Now it can be told! Behind-the-scenes election gossip, courtesy of Newsweek
11/6/08
I tried to talk myself out of writing this post, but I was too weak to resist. Campaigns are all about appearances and brand management, and usually we have no way to know what's really happening off screen.
And it's not like I read this in the National Inquirer: The disclosures are from Newsweek's "How He Did It, 2008," an insider's account of the presidential election put together by a special team of reporters who worked for more than a year "on an embargoed basis, detached from the weekly magazine and Newsweek.com. Everything the project team learns is kept confidential until the day after the polls close."
Here are few excerpts from the current Newsweek.com article:
- The Obama campaign was provided with reports from the Secret Service showing a sharp and disturbing increase in threats to Obama in September and early October, at the same time that many crowds at Palin rallies became more frenzied.
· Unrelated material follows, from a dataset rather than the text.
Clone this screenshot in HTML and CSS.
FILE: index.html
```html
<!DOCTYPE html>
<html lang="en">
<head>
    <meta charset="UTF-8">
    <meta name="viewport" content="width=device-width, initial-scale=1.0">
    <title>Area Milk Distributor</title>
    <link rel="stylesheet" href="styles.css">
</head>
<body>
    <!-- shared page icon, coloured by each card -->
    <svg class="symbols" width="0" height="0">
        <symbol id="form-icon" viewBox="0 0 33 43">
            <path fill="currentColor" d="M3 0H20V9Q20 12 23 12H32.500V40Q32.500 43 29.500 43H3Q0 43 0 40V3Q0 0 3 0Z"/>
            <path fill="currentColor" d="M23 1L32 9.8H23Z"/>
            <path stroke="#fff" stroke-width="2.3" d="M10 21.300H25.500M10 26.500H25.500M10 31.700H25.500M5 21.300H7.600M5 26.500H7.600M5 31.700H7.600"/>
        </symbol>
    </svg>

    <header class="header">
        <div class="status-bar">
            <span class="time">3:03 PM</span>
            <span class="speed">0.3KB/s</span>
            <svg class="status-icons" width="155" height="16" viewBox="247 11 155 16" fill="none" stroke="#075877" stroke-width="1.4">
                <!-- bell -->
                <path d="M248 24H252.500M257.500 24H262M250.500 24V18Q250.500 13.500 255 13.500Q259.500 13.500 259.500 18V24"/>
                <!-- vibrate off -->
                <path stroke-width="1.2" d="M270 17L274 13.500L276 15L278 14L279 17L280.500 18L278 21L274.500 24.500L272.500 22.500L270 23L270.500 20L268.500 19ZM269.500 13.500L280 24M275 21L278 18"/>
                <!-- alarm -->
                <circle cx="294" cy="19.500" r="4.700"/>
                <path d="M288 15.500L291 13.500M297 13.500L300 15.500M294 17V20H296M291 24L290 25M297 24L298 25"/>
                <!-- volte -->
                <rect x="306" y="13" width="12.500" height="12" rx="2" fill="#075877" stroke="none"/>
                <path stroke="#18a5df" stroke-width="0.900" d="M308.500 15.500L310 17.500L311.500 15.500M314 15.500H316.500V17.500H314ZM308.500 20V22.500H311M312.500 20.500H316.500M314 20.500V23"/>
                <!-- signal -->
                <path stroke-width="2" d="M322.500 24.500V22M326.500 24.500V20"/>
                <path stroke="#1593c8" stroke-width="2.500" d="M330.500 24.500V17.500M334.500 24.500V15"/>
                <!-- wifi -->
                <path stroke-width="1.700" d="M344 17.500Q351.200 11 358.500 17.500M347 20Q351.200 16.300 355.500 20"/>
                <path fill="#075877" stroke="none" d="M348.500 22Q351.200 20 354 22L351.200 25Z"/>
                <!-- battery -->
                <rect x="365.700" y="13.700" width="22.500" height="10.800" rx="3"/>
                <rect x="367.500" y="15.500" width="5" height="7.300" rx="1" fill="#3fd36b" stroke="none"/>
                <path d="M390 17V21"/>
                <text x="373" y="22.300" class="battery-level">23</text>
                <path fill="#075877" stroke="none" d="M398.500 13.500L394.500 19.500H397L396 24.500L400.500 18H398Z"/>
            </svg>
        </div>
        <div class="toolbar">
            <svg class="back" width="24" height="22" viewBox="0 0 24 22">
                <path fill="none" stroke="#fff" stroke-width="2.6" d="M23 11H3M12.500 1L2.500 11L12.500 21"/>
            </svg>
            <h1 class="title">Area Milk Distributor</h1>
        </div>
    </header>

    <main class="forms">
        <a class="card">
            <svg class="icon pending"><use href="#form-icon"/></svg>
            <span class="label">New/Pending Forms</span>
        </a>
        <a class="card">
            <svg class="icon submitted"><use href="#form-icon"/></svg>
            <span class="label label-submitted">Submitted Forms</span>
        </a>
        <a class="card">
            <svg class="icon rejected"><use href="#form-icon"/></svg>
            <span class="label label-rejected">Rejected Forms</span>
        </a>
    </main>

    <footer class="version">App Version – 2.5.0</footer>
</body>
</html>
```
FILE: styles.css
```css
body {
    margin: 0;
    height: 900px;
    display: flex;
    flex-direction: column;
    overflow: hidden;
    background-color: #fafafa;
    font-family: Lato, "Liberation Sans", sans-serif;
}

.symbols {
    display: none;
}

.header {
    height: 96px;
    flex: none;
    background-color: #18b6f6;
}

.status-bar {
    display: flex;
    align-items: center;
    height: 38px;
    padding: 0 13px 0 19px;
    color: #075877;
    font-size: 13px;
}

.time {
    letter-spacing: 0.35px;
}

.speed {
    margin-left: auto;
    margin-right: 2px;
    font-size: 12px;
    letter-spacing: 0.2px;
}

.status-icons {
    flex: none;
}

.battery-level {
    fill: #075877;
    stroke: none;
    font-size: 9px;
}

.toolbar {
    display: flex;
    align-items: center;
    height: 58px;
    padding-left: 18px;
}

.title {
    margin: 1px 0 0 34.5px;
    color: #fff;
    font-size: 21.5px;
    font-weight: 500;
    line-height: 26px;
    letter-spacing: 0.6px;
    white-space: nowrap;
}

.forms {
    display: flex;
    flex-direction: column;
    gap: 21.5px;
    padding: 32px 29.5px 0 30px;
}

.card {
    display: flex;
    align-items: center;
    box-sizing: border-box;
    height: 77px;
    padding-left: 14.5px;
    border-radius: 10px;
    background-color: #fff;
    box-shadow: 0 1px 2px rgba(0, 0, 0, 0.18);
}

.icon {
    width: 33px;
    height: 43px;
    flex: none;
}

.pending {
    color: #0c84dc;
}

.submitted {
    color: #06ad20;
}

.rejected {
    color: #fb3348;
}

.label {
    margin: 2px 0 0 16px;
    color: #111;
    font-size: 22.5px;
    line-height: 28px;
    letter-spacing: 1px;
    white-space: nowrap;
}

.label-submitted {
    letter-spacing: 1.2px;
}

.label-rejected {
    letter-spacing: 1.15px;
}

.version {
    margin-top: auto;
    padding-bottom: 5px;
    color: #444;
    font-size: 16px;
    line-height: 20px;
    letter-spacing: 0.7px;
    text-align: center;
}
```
Michelle Obama was shaken by the vituperative crowds and the hot rhetoric from the GOP candidates. "Why would they try to make people hate us?" Michelle asked a top campaign aide.
- On the Sunday night before the last debate, McCain's core group of advisers—Steve Schmidt, Rick Davis, adman Fred Davis, strategist Greg Strimple, pollster Bill McInturff and strategy director Sarah Simmons-met to decide whether to tell McCain that the race was effectively over, that he no longer had a chance to win. The consensus in the room was no, not yet, not while he still had "a pulse."
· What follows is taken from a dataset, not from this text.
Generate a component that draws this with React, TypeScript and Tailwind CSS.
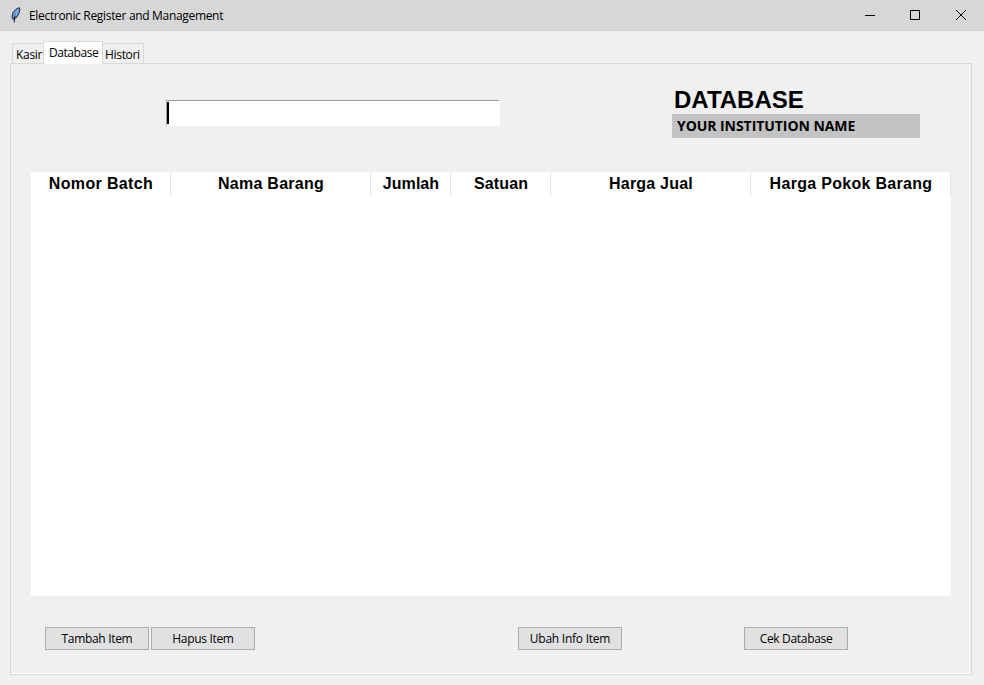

- Palin used low-level staffers to buy clothes on their credit cards. The McCain campaign found out last week when the aides sought reimbursement. One aide estimated that she spent "tens of thousands" more than the reported $150,000, and that $20,000 to $40,000 went to buy clothes for her husband. Some articles of clothing have apparently been lost. An angry aide characterized the shopping spree as "Wasilla hillbillies looting Neiman Marcus from coast to coast," and said the truth will eventually come out when the Republican Party audits its books.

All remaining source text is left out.